2. O WSJ (aqui) diz-nos o que pensam os mercados, mesmo ainda antes do último colapso bolsista do BES:
  • "After saying for a while now that BES has sufficient capital, yesterday the Bank of Portugal said that a capital increase was necessary," Deutsche Bank strategist Jim Reid said.
  • Daragh Quinn, an analyst at Nomura International PLC who still has a buy rating on the bank, wrote in a note to clients that while the losses in BES aren't unprecedented "given the experience of some banks during the recent financial crisis, the manner in which they have been incurred seems unique. Until the details of the capital plan are clear, we don't have enough visibility on the investment case," he added in a note to clients earlier Thursday.
  • The cost of insuring BES debt against default also jumped. It now costs $590,000 a year to insure $10 million of BES debt for five years, $166,000 more than Wednesday's close, according to Markit.

3. Os casos de clientes BES que não estão a receber pontualmente os juros, ou mesmo o capital, devido por aplicações em produtos vendidos nos balcões do GES Alguns casos divulgados pelos media são mesmo muito preocupantes.
Afinal parece que as aplicações dos clientes do BES podem não estar seguras - mesmo tendo o banco criado provisões que teoricamente garantiam a sua satisfação, e depois de toda a gente, do Banco de Portugal ao Presidente da República, o terem andado a prometer. Não me admiraria muito se isto despoletasse uma corrida aos depósitos - um cenário que, a concretizar-se, seria alarmante e de consequências sistémicas.

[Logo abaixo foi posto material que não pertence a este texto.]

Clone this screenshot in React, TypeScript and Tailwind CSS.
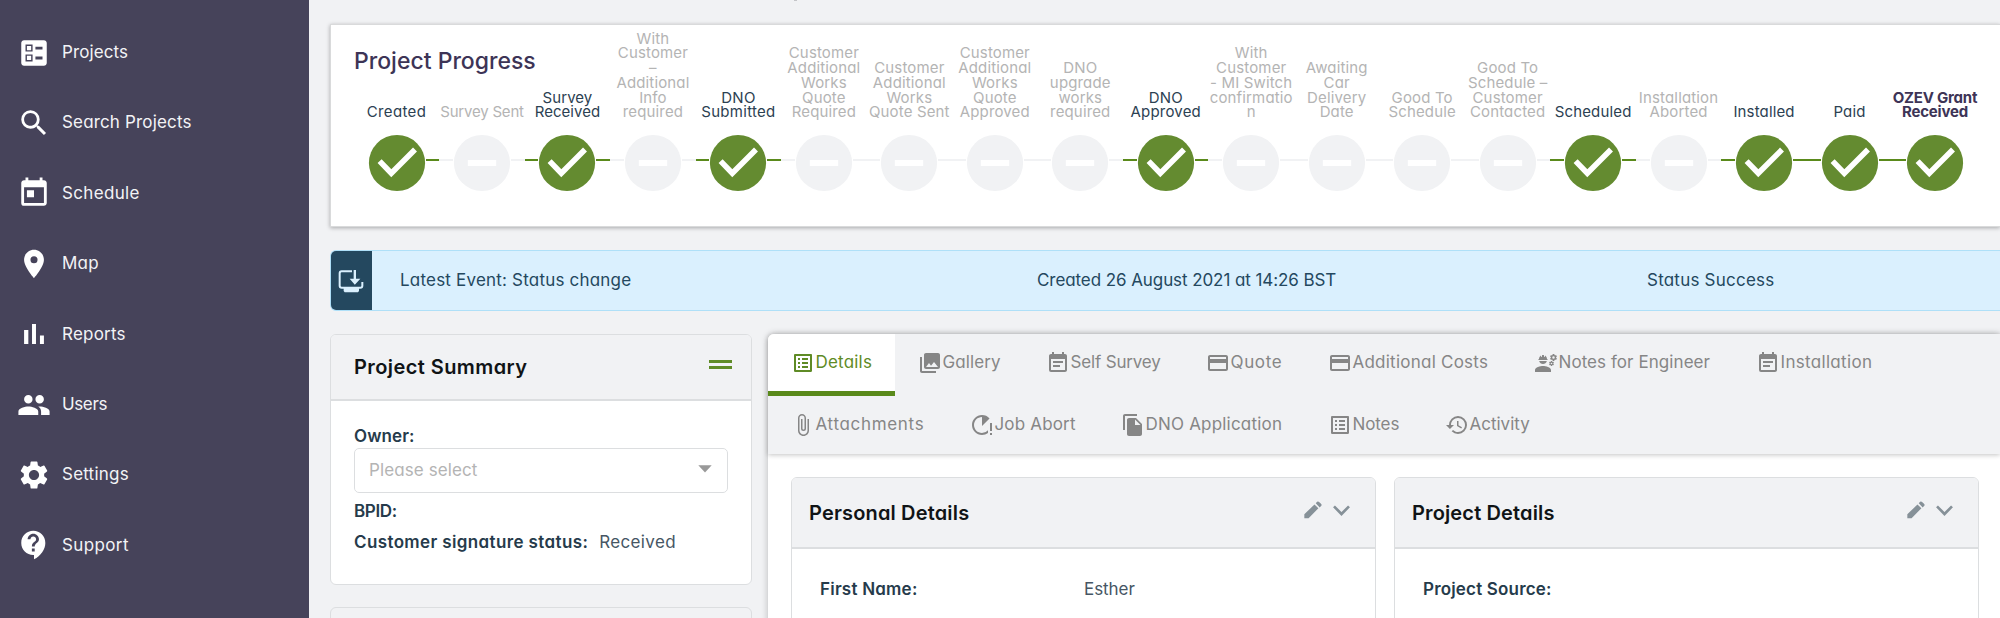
import type { ReactNode } from 'react';
import type { IconType } from 'react-icons';
import {
  MdAttachFile,
  MdBallot,
  MdContactSupport,
  MdCreditCard,
  MdEngineering,
  MdEventNote,
  MdFileCopy,
  MdHistory,
  MdLocationOn,
  MdOutlineListAlt,
  MdPeople,
  MdPhotoLibrary,
  MdRunningWithErrors,
  MdSearch,
  MdSettings,
  MdToday,
} from 'react-icons/md';

function BarsIcon({ className }: { className?: string }) {
  return (
    <svg viewBox="0 0 24 24" fill="currentColor" className={className}>
      <path d="M5 9.2h3V19H5zM10.6 5h2.8v14h-2.8zM16.2 13H19v6h-2.8z" />
    </svg>
  );
}

type NavItem = { label: string; icon: IconType | typeof BarsIcon; tracking: string };

const navItems: NavItem[] = [
  { label: 'Projects', icon: MdBallot, tracking: 'tracking-[0.1px]' },
  { label: 'Search Projects', icon: MdSearch, tracking: 'tracking-[0.16px]' },
  { label: 'Schedule', icon: MdToday, tracking: 'tracking-[0.34px]' },
  { label: 'Map', icon: MdLocationOn, tracking: 'tracking-[0.25px]' },
  { label: 'Reports', icon: BarsIcon, tracking: 'tracking-[0.22px]' },
  { label: 'Users', icon: MdPeople, tracking: 'tracking-[-0.38px]' },
  { label: 'Settings', icon: MdSettings, tracking: 'tracking-[0.22px]' },
  { label: 'Support', icon: MdContactSupport, tracking: 'tracking-[0.38px]' },
];

function Sidebar() {
  return (
    <nav className="flex w-[309px] shrink-0 flex-col bg-[#46435a] pt-[17.500px]">
      {navItems.map(({ label, icon: Icon, tracking }) => (
        <a key={label} className="flex h-[70.4px] shrink-0 items-center pl-[17px] text-[#f3f3f6]">
          <Icon className="size-[34px] text-white" />
          <span className={`ml-[11px] text-[17px] ${tracking}`}>{label}</span>
        </a>
      ))}
    </nav>
  );
}

type Step = { lines: string[]; done?: boolean; current?: boolean; tracking?: string };

const steps: Step[] = [
  { lines: ['Created'], done: true, tracking: 'tracking-[0.35px]' },
  { lines: ['Survey Sent'], tracking: 'tracking-[-0.2px]' },
  { lines: ['Survey', 'Received'], done: true, tracking: 'tracking-[0.05px]' },
  { lines: ['With', 'Customer', '–', 'Additional', 'Info', 'required'] },
  { lines: ['DNO', 'Submitted'], done: true, tracking: 'tracking-[0.3px]' },
  { lines: ['Customer', 'Additional', 'Works', 'Quote', 'Required'] },
  { lines: ['Customer', 'Additional', 'Works', 'Quote Sent'] },
  { lines: ['Customer', 'Additional', 'Works', 'Quote', 'Approved'] },
  { lines: ['DNO', 'upgrade', 'works', 'required'] },
  { lines: ['DNO', 'Approved'], done: true, tracking: 'tracking-[0.2px]' },
  { lines: ['With', 'Customer', '- MI Switch', 'confirmatio', 'n'] },
  { lines: ['Awaiting', 'Car', 'Delivery', 'Date'] },
  { lines: ['Good To', 'Schedule'] },
  { lines: ['Good To', 'Schedule –', 'Customer', 'Contacted'] },
  { lines: ['Scheduled'], done: true },
  { lines: ['Installation', 'Aborted'] },
  { lines: ['Installed'], done: true, tracking: 'tracking-[0.15px]' },
  { lines: ['Paid'], done: true },
  { lines: ['OZEV Grant', 'Received'], done: true, current: true, tracking: 'tracking-[-0.2px]' },
];

function StepMark({ done }: { done?: boolean }) {
  return (
    <svg viewBox="-29 -29 58 58" className="size-[58px] shrink-0">
      <circle r="28.1" className={done ? 'fill-[#648b30]' : 'fill-[#f1f2f4]'} />
      {done ? (
        <path d="M-17.4-1.9-5.7 10.3 18-13.4" fill="none" stroke="#fff" strokeWidth="5.6" />
      ) : (
        <path d="M-14.2 0h28.4" stroke="#fff" strokeWidth="6" />
      )}
    </svg>
  );
}

function StepLine({ done, hidden }: { done?: boolean; hidden: boolean }) {
  const color = hidden ? 'bg-transparent' : done ? 'bg-[#5a8a1b]' : 'bg-[#f1f2f4]';
  return <span className={`mb-[6px] h-[2.5px] flex-1 ${color}`} />;
}

function ProgressCard() {
  return (
    <section className="mt-[23px] ml-[21px] flex h-[203px] shrink-0 flex-col border border-r-0 border-[#d9dadb] bg-white shadow-[0_1px_4px_rgba(0,0,0,0.3)]">
      <h2 className="mt-[22px] ml-[23px] h-7 shrink-0 text-[23px] leading-7 font-medium text-[#3d3456]">
        Project Progress
      </h2>
      <ol className="-mt-[50px] ml-[22.8px] flex w-[1624px] shrink-0">
        {steps.map((step, i) => (
          <li key={i} className="flex w-[85.47px] shrink-0 flex-col">
            <div className="flex h-[95px] flex-col justify-end">
              <p
                className={`text-center text-[15px] leading-[14.7px] whitespace-pre ${
                  step.tracking ?? 'tracking-[0.15px]'
                } ${step.current ? 'font-bold text-[#3d3456]' : step.done ? 'text-[#2c4152]' : 'text-[#b4b4b4]'}`}
              >
                {step.lines.join('\n')}
              </p>
            </div>
            <div className="mt-[14px] flex items-center">
              <StepLine done={step.done} hidden={i === 0} />
              <StepMark done={step.done} />
              <StepLine done={step.done} hidden={i === steps.length - 1} />
            </div>
          </li>
        ))}
      </ol>
    </section>
  );
}

function EventBar() {
  return (
    <section className="mt-[23px] ml-[21px] flex h-[61px] shrink-0 items-center overflow-hidden rounded-l-md border border-r-0 border-[#afe0f8] bg-[#daf0fe] text-[17px] text-[#24485f]">
      <div className="flex h-full w-[41px] items-center bg-[#24485f] pl-[7px]">
        <svg viewBox="40 84 78 72" className="h-6 w-[26px]" fill="none">
          <path
            d="M82 91H51q-6 0-6 6v37q0 6 6 6h56q6 0 6-6v-11"
            stroke="#daf0fe"
            strokeWidth="6"
          />
          <path d="M57 140h46v10l-3 4H60l-3-4zM87 87h7v26h13l-16.5 18L75 113h12z" fill="#daf0fe" />
        </svg>
      </div>
      <span className="ml-[28px] w-[637px] tracking-[0.2px]">Latest Event: Status change</span>
      <span className="w-[610px] tracking-[-0.08px]">Created 26 August 2021 at 14:26 BST</span>
      <span className="tracking-[0.22px]">Status Success</span>
    </section>
  );
}

function SummaryCard() {
  return (
    <section className="h-[251px] w-[422px] shrink-0 overflow-hidden rounded-md border border-[#dcdee0] bg-white text-[17px] text-[#263b4b]">
      <header className="flex h-[66px] items-center justify-between border-b-2 border-[#dcdee0] bg-[#f1f2f4] pr-[19px] pl-[23px]">
        <h3 className="text-[20px] font-semibold tracking-[0.42px] text-[#101416]">
          Project Summary
        </h3>
        <span className="mb-[6px] flex w-[23px] flex-col gap-[3px]">
          <i className="h-[3px] bg-[#5f8b26]" />
          <i className="h-[3px] bg-[#5f8b26]" />
        </span>
      </header>
      <div className="px-[23px] pt-[24px]">
        <div className="h-[23px] leading-[22px] font-semibold tracking-[0.1px]">Owner:</div>
        <div className="flex h-[45px] w-[374px] items-center justify-between rounded-[5px] border border-[#dcdee0] pr-[15px] pl-[14px] text-[#b4b4b4]">
          <span className="tracking-[0.1px]">Please select</span>
          <svg viewBox="0 0 14 8" className="mb-[3px] h-[8px] w-[14px]">
            <path d="M.3.3h13.4L7 7.5z" fill="#999" />
          </svg>
        </div>
        <div className="mt-[3px] h-[31px] leading-[31px] font-semibold tracking-[-0.35px]">BPID:</div>
        <div className="h-[31px] leading-[30px]">
          <b className="font-semibold tracking-[0.38px]">Customer signature status:</b>
          <span className="ml-[11px] tracking-[0.35px] text-[#465664]">Received</span>
        </div>
      </div>
    </section>
  );
}

type Tab = { label: string; icon: IconType; width: string; tracking: string; active?: boolean };

const tabRows: Tab[][] = [
  [
    { label: 'Details', icon: MdOutlineListAlt, width: 'w-[127px]', tracking: 'tracking-[0.2px]', active: true },
    { label: 'Gallery', icon: MdPhotoLibrary, width: 'w-[128px]', tracking: 'tracking-[0.1px]' },
    { label: 'Self Survey', icon: MdEventNote, width: 'w-[160px]', tracking: 'tracking-[-0.17px]' },
    { label: 'Quote', icon: MdCreditCard, width: 'w-[122px]', tracking: 'tracking-[0.65px]' },
    { label: 'Additional Costs', icon: MdCreditCard, width: 'w-[206px]', tracking: 'tracking-[0.24px]' },
    { label: 'Notes for Engineer', icon: MdEngineering, width: 'w-[222px]', tracking: 'tracking-[0.07px]' },
    { label: 'Installation', icon: MdEventNote, width: 'w-[162px]', tracking: 'tracking-[0.32px]' },
  ],
  [
    { label: 'Attachments', icon: MdAttachFile, width: 'w-[179px]', tracking: 'tracking-[0.68px]' },
    { label: 'Job Abort', icon: MdRunningWithErrors, width: 'w-[151px]', tracking: 'tracking-[0.17px]' },
    { label: 'DNO Application', icon: MdFileCopy, width: 'w-[207px]', tracking: 'tracking-[0.2px]' },
    { label: 'Notes', icon: MdOutlineListAlt, width: 'w-[117px]', tracking: 'tracking-[-0.1px]' },
    { label: 'Activity', icon: MdHistory, width: 'w-[130px]', tracking: 'tracking-[0px]' },
  ],
];

function TabBar() {
  return (
    <div className="flex h-[120px] shrink-0 flex-col rounded-tl-md bg-[#f1f2f4] shadow-[0_1px_5px_rgba(0,0,0,0.24)]">
      {tabRows.map((row, i) => (
        <div key={i} className="flex h-[62px] shrink-0">
          {row.map(({ label, icon: Icon, width, tracking, active }) => (
            <div
              key={label}
              className={`flex shrink-0 items-center border-b-[5px] pl-[22.5px] text-[17px] ${width} ${tracking} ${
                active
                  ? 'rounded-tl-md border-[#5a8a1b] bg-white text-[#5f8b26]'
                  : 'border-transparent text-[#868686]'
              }`}
            >
              <Icon className="size-6 shrink-0" />
              <span className="ml-[1px] whitespace-nowrap">{label}</span>
            </div>
          ))}
        </div>
      ))}
    </div>
  );
}

function DetailCard({ title, tracking, children }: { title: string; tracking: string; children: ReactNode }) {
  return (
    <section className="h-[200px] w-[585px] shrink-0 overflow-hidden rounded-t-md border border-[#dcdee0] bg-white">
      <header className="flex h-[71px] items-center border-b-2 border-[#dcdee0] bg-[#f1f2f4] pr-[25px] pl-[17px]">
        <h3 className={`flex-1 text-[20px] font-semibold text-[#101416] ${tracking}`}>{title}</h3>
        <svg viewBox="43 86 55 54" className="mb-[6px] h-[18px] w-[18px]" fill="#869198">
          <path d="M44 138v-12l31-30 12 12-30 30zM79 92l4-4q3-3 7 1l5 5q4 4 0 7l-4 4z" />
        </svg>
        <svg viewBox="130 99 51 33" className="mb-[4px] ml-[11px] h-[11px] w-[17px]" fill="none">
          <path d="M133 103 155.5 126 178 103" stroke="#869198" strokeWidth="8" />
        </svg>
      </header>
      <div className="flex h-[81px] items-center pl-[28px] text-[17px] text-[#263b4b]">{children}</div>
    </section>
  );
}

function DetailsPanel() {
  return (
    <section className="flex h-[320px] w-[1232px] shrink-0 flex-col rounded-tl-md bg-white shadow-[0_0_7px_rgba(0,0,0,0.24)]">
      <TabBar />
      <div className="flex gap-[18px] pt-[23px] pl-[23px]">
        <DetailCard title="Personal Details" tracking="tracking-[0.16px]">
          <b className="w-[264px] font-semibold tracking-[0.22px]">First Name:</b>
          <span className="tracking-[-0.05px] text-[#465664]">Esther</span>
        </DetailCard>
        <DetailCard title="Project Details" tracking="tracking-[0.14px]">
          <b className="font-semibold tracking-[0.18px]">Project Source:</b>
        </DetailCard>
      </div>
    </section>
  );
}

export default function App() {
  return (
    <div className="flex h-[618px] w-[2000px] overflow-hidden bg-[#f1f2f4] font-['Inter',sans-serif] [font-feature-settings:'cv11']">
      <Sidebar />
      <main className="flex min-w-0 flex-1 flex-col overflow-hidden">
        <div className="ml-[485px] h-px w-[3px] shrink-0 bg-[#c4c5c8]" />
        <ProgressCard />
        <EventBar />
        <div className="mt-[23px] ml-[21px] flex shrink-0 gap-[16px]">
          <div className="flex flex-col gap-[22px]">
            <SummaryCard />
            <section className="h-[60px] w-[422px] shrink-0 rounded-md border border-[#dcdee0]" />
          </div>
          <DetailsPanel />
        </div>
      </main>
    </div>
  );
}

As desculpas esfarrapadas da administração do Banco, atirando as responsabilidades para o Banco de Portugal, parecem patéticas. E levantam questões éticas gritantes sobre o comportamento empresarial do Banco e da sua administração. Como é que isso se conjuga com as tais preocupações éticas das atividades empresariais, que Vitor Bento alardeava defender acerrimamente? Claro que não se conjuga.